4th Governor-General of Mauritius
- In office 26 April 1978 – 28 December 1983
- Monarch: Elizabeth II
- Prime Minister: Seewoosagur Ramgoolam Anerood Jugnauth
- Preceded by: Henry Garrioch (acting)
- Succeeded by: Seewoosagur Ramgoolam

Personal details
- Born: 24 March 1919 Plaine Magnien, British Mauritius
- Died: 29 March 1999 (aged 80)

= Dayendranath Burrenchobay =

Governor-General of Mauritius (1919 - 1999)

Sir Dayendranath Burrenchobay, KBE, CMG, CVO, GCSK (24 March 1919 - 29 March 1999) was born in Plaine Magnien, Mauritius and served as the fourth governor-general of Mauritius.

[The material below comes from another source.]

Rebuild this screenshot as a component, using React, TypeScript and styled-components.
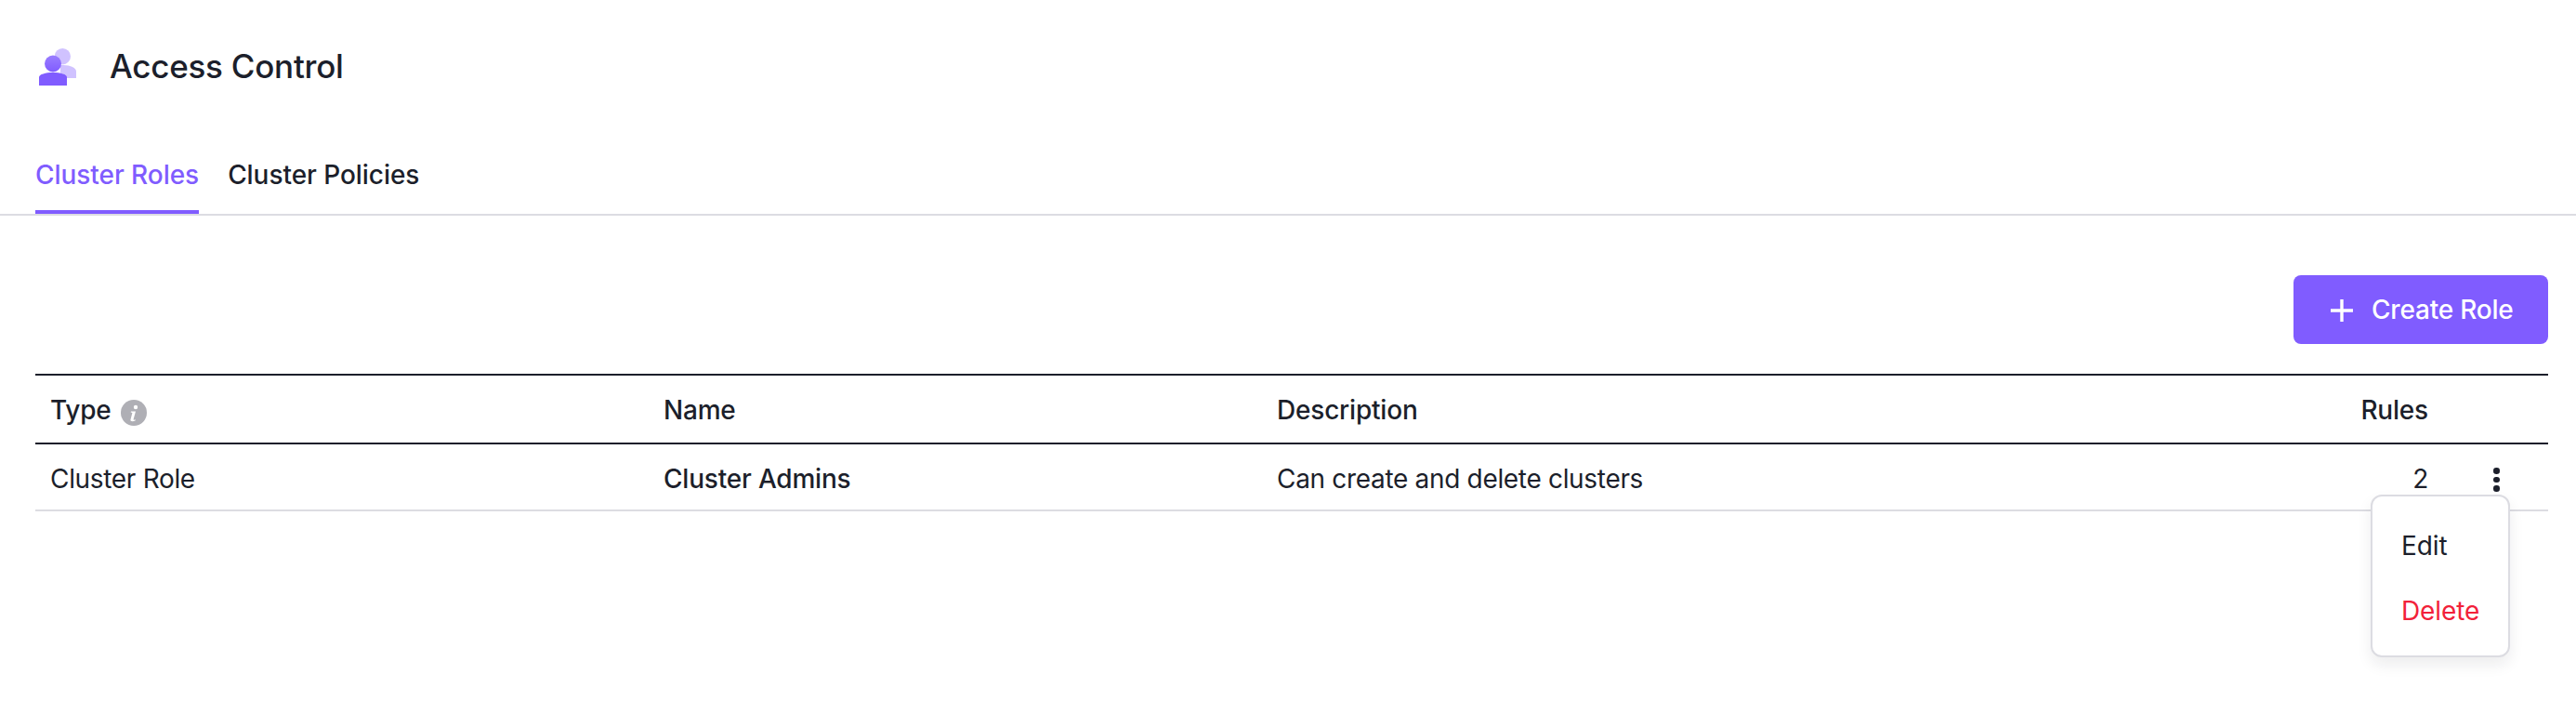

==Early life and education==
Burrenchobay grew up in Cemetery Road, Plaine Magnien. He travelled to London, England to further his education. Later he graduated from Imperial College, London.

==Career==

After graduating from Imperial College, London he worked for the British Electricity Authority. On his return to Mauritius he joined the Civil Service as a teacher. He eventually became Permanent Secretary at the Ministry of Education and Cultural Affairs (1964-1967). This was followed by his appointment at Permanent Secretary at the Prime Minister's Office (1967-1976). He also was Chairman of the Central Electricity Board (Mauritius) (CEB) (1968-1976). He became Head of the Civil Service and in 1976 he was knighted. Over the same period he was Secretary of the Mahatma Gandhi Institute (MGI).

==Legacy==

On 17 May 1984, the Sir Dayendranath Burrenchobay Foundation Act was enacted in Parliament with the objectives of promoting and encouraging research in all fields and to reward and financially assist works of importance to the economic, social and cultural development of Mauritius.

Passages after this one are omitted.